Websites like Insure.com and NetQuote.com will allow you to compare rates for various homeowner’s coverages.
Don’t lose patience, you are nearly at the last step! Before you finally close the deal, you should take one quick whip around and ensure all is in order. You will want to visit the home, preferably during the day, to ensure that everything in the house is the way it has been mentioned in the sales contract. For example, if the sellers have agreed to leave some fixtures behind or if they agreed to have some work done to go through with the sale, you need to ensure that all those things have indeed been done.
Make sure that you make the most out of this trip and do an extremely thorough check. This means checking all the appliances, turning the switches on and off, turning on the faucets to check water pressure, etc. Many people forget to check the attic and will often find that it has not been cleared out by the previous owners. So ensure that you are thorough about this last walk around the house and only close the deal when you find that everything is in order.
Finally, on the day that you are closing the deal, you, the seller and both your respective agents will need to be present to sign the official papers. You will need to write a cheque to cover closing costs, which will include the attorney’s fees, search fees, transfer taxes as well as homeowner’s insurance. Once all of this has been done, the official signatures have been done and the payments have been duly made, the deed of the ownership will finally be transferred to you.

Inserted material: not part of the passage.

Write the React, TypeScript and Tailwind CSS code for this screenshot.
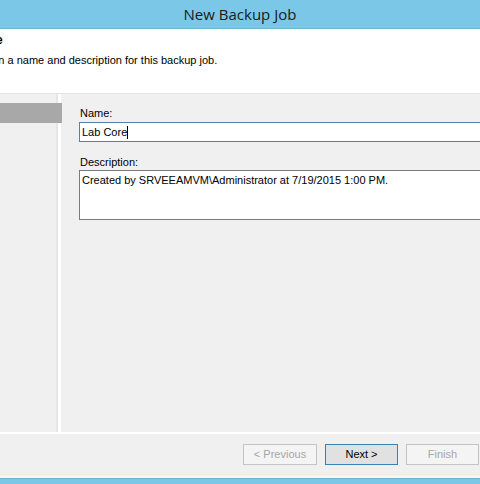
import React from 'react';

const font = { fontFamily: '"Liberation Sans", Arial, sans-serif' };

export default function App() {
  return (
    <div className="w-[480px] h-[484px] flex flex-col overflow-hidden bg-[#f0f0f0] text-black" style={font}>
      {/* title bar */}
      <div className="h-[29px] shrink-0 bg-[#7ac7e7] border-b border-[#6fb3d0] flex items-center justify-center">
        <span className="text-[15px] text-[#1a1a1a] pt-[1px]" style={{ fontFamily: '"Open Sans", "Noto Sans", sans-serif' }}>
          New Backup Job
        </span>
      </div>

      {/* header */}
      <div className="h-[65px] shrink-0 bg-white border-b border-[#e3e3e3] overflow-hidden">
        <div className="ml-[-30px] pt-[4px] flex flex-col">
          <span className="text-[12px] font-bold leading-[15px]">Name</span>
          <span className="text-[11px] leading-[14px] mt-[5px] ml-[-1px]">Type in a name and description for this backup job.</span>
        </div>
      </div>

      {/* body */}
      <div className="flex-1 flex min-h-0">
        <div className="w-[58px] shrink-0 flex flex-col border-r-2 border-[#e6e6e6] pt-[9px]">
          <div className="h-[20px] w-[62px] bg-[#a8a8a8] relative z-10" />
        </div>
        <div className="w-[3px] shrink-0 bg-white" />
        <div className="flex-1 pl-[18px] pt-[12px] flex flex-col">
          <label className="text-[11px] leading-[14px] mb-[2px] ml-[1px]">Name:</label>
          <div className="h-[20px] border border-[#5a7ea8] bg-white mr-[-4px] flex items-center px-[2px]">
            <span className="text-[11px] leading-none">Lab Core</span>
            <span className="w-px h-[13px] bg-black" />
          </div>
          <label className="text-[11px] leading-[14px] mt-[13px] mb-[1px] ml-[1px]">Description:</label>
          <div className="h-[50px] border border-[#7a7a7a] bg-white mr-[-4px] px-[2px] pt-[3px] text-[11px] leading-[13px]">
            <span className="whitespace-nowrap">Created by SRVEEAMVM\Administrator at 7/19/2015 1:00 PM.</span>
          </div>
        </div>
      </div>

      {/* footer */}
      <div className="h-[46px] shrink-0 border-t-2 border-white flex flex-col">
        <div className="flex-1 flex justify-end items-start pt-[10px] pr-[1px] gap-[8px]">
          <button className="w-[74px] h-[21px] border border-[#c4c4c4] bg-[#f4f4f4] text-[11px] text-[#a6a6a6]">
            &lt; Previous
          </button>
          <button className="w-[73px] h-[21px] border border-[#3c7fb1] bg-[#e1e1e1] text-[11px] text-black">
            Next &gt;
          </button>
          <button className="w-[73px] h-[21px] border border-[#c4c4c4] bg-[#f4f4f4] text-[11px] text-[#a6a6a6]">
            Finish
          </button>
        </div>
        <div className="h-[2px] bg-[#f7f7f7]" />
      </div>
      <div className="h-[6px] shrink-0 bg-[#7ac7e7] border-t border-[#6fb3d0]" />
    </div>
  );
}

Celebrate! You’re a Homeowner!
Congratulations, you have reached the final and the most exciting step! You can pop the champagne open because you are now a homeowner! This is the point where you can finally kick off your shoes and relax in your new home. Until the step of closing costs, you should maintain your composure and keep in mind the real possibility that something could go wrong in the deal. Ever so often, a deal comes very close to closing but some factor does not align and your dream home can slip away. So it is good to be excited but it is also important to make every move carefully so the disappointment does not feel crushing in case something goes awry.